Stated task: Begin with the first line of the material and write out each line exactly, ending with the line that contains "const TOTAL_STACKS = 29;". Pictures are not part of the copy.
^^^^
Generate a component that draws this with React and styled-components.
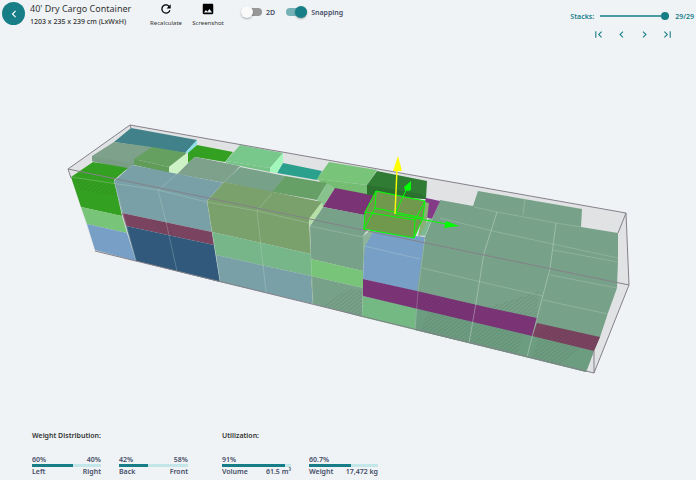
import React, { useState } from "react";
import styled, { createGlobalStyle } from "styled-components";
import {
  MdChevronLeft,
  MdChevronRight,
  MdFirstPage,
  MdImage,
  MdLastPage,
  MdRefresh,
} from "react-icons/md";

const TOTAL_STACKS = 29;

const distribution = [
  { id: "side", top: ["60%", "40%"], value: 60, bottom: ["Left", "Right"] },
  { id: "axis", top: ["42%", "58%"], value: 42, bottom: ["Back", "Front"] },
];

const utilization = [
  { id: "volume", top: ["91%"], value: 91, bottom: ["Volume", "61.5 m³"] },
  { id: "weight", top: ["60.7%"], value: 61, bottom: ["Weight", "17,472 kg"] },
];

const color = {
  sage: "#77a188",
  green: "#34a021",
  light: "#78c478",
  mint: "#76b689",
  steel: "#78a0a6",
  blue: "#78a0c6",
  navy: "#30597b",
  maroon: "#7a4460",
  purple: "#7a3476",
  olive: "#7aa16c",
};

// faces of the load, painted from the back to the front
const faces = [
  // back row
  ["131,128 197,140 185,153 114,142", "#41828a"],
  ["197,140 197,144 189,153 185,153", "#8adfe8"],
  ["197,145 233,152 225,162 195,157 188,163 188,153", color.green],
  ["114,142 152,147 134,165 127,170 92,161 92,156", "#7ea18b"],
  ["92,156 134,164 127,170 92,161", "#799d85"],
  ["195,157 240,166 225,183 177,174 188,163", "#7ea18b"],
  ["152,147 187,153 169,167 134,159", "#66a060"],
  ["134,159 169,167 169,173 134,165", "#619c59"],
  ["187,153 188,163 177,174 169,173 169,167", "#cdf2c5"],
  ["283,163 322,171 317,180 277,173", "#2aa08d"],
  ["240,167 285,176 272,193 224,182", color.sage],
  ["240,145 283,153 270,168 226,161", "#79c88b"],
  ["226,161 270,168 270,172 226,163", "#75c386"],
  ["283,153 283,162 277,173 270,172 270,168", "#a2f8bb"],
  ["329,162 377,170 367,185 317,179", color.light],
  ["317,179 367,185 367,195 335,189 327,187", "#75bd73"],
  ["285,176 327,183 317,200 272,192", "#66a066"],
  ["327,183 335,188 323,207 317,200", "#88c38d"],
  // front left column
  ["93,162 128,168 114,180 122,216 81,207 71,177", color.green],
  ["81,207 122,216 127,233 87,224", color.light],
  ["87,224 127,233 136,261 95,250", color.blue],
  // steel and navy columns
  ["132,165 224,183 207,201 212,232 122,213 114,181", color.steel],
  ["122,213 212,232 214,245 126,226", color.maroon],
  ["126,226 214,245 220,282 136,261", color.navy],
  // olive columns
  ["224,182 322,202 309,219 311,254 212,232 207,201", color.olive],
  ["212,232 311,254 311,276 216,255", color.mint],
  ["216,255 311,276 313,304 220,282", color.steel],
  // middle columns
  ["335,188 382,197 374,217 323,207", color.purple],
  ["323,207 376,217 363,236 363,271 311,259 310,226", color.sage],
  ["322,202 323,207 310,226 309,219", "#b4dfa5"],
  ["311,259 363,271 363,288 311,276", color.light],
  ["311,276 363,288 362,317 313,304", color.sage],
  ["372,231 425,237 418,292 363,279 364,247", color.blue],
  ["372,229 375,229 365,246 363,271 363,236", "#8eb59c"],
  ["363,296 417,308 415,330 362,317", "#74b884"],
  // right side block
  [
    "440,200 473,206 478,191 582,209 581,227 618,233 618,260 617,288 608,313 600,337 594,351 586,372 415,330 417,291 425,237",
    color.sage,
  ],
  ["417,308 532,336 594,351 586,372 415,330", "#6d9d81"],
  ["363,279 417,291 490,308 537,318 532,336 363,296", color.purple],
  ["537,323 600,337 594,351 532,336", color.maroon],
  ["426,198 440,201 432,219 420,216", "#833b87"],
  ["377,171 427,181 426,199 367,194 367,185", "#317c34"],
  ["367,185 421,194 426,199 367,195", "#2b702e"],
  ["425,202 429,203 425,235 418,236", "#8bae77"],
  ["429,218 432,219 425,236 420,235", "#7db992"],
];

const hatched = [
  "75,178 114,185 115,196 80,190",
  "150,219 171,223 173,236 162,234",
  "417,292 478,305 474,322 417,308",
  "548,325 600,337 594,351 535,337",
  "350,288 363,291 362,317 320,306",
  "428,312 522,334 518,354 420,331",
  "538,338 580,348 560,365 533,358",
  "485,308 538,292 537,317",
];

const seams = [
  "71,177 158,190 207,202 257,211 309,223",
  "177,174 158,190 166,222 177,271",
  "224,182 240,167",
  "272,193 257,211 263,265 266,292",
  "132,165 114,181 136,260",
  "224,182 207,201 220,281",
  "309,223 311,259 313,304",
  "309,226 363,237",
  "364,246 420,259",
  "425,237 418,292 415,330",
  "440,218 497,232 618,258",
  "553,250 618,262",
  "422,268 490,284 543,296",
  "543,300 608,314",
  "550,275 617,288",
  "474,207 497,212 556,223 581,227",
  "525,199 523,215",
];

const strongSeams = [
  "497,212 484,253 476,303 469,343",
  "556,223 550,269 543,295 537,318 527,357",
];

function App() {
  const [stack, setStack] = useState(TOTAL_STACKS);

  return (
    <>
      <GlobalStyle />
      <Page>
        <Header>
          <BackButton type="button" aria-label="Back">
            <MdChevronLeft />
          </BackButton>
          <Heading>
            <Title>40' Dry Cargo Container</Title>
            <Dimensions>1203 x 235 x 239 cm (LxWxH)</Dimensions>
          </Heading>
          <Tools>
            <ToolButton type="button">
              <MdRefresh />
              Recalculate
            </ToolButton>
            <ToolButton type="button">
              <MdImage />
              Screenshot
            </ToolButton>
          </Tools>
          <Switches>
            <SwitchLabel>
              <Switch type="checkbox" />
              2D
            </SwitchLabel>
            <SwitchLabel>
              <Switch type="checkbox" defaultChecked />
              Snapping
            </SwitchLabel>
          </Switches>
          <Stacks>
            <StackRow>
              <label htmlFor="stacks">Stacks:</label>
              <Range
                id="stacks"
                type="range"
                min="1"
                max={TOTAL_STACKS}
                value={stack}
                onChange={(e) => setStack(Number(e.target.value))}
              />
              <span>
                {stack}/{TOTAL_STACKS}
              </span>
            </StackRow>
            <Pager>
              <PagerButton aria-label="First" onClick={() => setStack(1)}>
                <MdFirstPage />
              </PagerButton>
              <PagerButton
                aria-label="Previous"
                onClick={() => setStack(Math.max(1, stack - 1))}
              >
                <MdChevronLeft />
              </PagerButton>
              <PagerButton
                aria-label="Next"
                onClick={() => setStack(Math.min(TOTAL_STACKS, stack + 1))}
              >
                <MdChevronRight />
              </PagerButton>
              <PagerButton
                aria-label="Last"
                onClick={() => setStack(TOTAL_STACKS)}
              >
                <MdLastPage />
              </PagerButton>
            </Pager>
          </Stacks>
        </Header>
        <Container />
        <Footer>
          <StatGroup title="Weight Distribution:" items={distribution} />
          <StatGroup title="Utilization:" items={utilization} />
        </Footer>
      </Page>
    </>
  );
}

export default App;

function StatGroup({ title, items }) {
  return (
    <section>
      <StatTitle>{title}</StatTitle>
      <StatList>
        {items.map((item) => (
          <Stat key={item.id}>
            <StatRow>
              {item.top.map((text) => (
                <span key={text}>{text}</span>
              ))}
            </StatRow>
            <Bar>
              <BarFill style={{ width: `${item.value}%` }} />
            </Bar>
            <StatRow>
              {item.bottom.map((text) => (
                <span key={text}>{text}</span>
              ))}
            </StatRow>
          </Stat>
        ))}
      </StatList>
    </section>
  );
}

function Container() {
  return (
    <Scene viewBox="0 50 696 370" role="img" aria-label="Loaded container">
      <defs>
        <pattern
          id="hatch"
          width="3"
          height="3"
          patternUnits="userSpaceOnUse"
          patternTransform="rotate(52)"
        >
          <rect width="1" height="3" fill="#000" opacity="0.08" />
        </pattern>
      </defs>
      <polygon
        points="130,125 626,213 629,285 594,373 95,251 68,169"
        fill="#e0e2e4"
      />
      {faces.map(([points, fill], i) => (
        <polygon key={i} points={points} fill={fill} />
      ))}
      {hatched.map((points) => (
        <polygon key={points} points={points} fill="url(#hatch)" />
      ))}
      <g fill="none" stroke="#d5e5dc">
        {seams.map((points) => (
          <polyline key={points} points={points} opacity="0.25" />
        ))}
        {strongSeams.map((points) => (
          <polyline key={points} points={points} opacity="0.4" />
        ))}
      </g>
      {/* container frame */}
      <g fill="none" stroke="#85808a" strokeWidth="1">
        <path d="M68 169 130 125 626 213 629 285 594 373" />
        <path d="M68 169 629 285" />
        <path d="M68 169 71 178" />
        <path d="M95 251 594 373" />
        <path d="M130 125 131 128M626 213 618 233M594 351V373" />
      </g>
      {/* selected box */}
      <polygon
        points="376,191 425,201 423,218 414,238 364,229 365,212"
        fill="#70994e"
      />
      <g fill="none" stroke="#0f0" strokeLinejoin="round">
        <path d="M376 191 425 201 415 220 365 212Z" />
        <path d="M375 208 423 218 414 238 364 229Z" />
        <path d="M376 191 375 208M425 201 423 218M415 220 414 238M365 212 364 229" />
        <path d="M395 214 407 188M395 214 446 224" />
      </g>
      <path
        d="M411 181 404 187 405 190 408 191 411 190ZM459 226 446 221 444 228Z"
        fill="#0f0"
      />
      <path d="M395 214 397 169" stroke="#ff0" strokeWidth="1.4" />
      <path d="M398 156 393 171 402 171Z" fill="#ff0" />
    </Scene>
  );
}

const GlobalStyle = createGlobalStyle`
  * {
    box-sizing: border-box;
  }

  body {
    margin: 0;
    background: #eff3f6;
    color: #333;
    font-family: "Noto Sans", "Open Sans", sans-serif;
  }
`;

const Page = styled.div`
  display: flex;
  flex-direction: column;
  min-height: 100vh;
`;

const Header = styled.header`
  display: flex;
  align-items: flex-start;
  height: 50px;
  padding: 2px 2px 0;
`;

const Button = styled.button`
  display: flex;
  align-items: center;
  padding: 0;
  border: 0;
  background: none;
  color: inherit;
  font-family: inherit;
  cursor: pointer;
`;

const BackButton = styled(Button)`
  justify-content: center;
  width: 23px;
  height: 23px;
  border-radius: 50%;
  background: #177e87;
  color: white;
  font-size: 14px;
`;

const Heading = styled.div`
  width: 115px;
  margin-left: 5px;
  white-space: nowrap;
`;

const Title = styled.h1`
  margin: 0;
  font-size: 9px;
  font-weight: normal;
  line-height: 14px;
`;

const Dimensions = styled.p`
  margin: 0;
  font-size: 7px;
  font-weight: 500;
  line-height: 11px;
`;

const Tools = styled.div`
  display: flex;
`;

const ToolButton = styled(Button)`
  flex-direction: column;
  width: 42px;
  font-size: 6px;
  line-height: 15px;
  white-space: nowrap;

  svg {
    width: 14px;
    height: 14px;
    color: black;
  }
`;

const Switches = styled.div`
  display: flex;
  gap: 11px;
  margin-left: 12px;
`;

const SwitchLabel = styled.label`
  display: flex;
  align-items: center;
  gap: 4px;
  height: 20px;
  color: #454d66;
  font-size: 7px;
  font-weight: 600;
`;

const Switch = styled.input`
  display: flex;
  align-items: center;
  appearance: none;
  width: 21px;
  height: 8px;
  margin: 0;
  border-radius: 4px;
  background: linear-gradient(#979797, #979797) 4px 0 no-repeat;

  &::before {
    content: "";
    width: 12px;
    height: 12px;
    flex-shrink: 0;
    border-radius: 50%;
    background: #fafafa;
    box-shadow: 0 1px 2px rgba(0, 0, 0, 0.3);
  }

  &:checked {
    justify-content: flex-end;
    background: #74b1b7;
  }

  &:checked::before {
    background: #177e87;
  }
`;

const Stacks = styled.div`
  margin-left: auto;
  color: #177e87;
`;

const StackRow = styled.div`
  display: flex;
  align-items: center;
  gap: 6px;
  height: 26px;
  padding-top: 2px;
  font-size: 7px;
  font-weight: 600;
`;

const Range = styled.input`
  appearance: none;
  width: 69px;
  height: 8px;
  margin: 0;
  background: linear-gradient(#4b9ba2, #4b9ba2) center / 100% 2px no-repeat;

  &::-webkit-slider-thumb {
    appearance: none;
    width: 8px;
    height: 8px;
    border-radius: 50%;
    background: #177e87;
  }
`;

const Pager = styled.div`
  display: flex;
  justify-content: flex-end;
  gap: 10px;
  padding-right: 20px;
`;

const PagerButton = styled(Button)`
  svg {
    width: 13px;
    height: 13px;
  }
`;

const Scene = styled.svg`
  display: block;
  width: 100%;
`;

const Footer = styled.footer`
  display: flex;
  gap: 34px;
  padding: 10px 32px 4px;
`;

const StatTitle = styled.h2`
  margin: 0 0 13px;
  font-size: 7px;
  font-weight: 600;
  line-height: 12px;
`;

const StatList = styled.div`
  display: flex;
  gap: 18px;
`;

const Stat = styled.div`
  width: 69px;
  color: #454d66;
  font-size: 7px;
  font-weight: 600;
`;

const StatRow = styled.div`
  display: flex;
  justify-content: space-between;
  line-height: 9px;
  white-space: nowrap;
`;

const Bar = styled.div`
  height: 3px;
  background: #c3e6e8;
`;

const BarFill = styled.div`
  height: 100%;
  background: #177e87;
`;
^^^^
Answer to this task:
Generate a component that draws this with React and styled-components.
import React, { useState } from "react";
import styled, { createGlobalStyle } from "styled-components";
import {
  MdChevronLeft,
  MdChevronRight,
  MdFirstPage,
  MdImage,
  MdLastPage,
  MdRefresh,
} from "react-icons/md";

const TOTAL_STACKS = 29;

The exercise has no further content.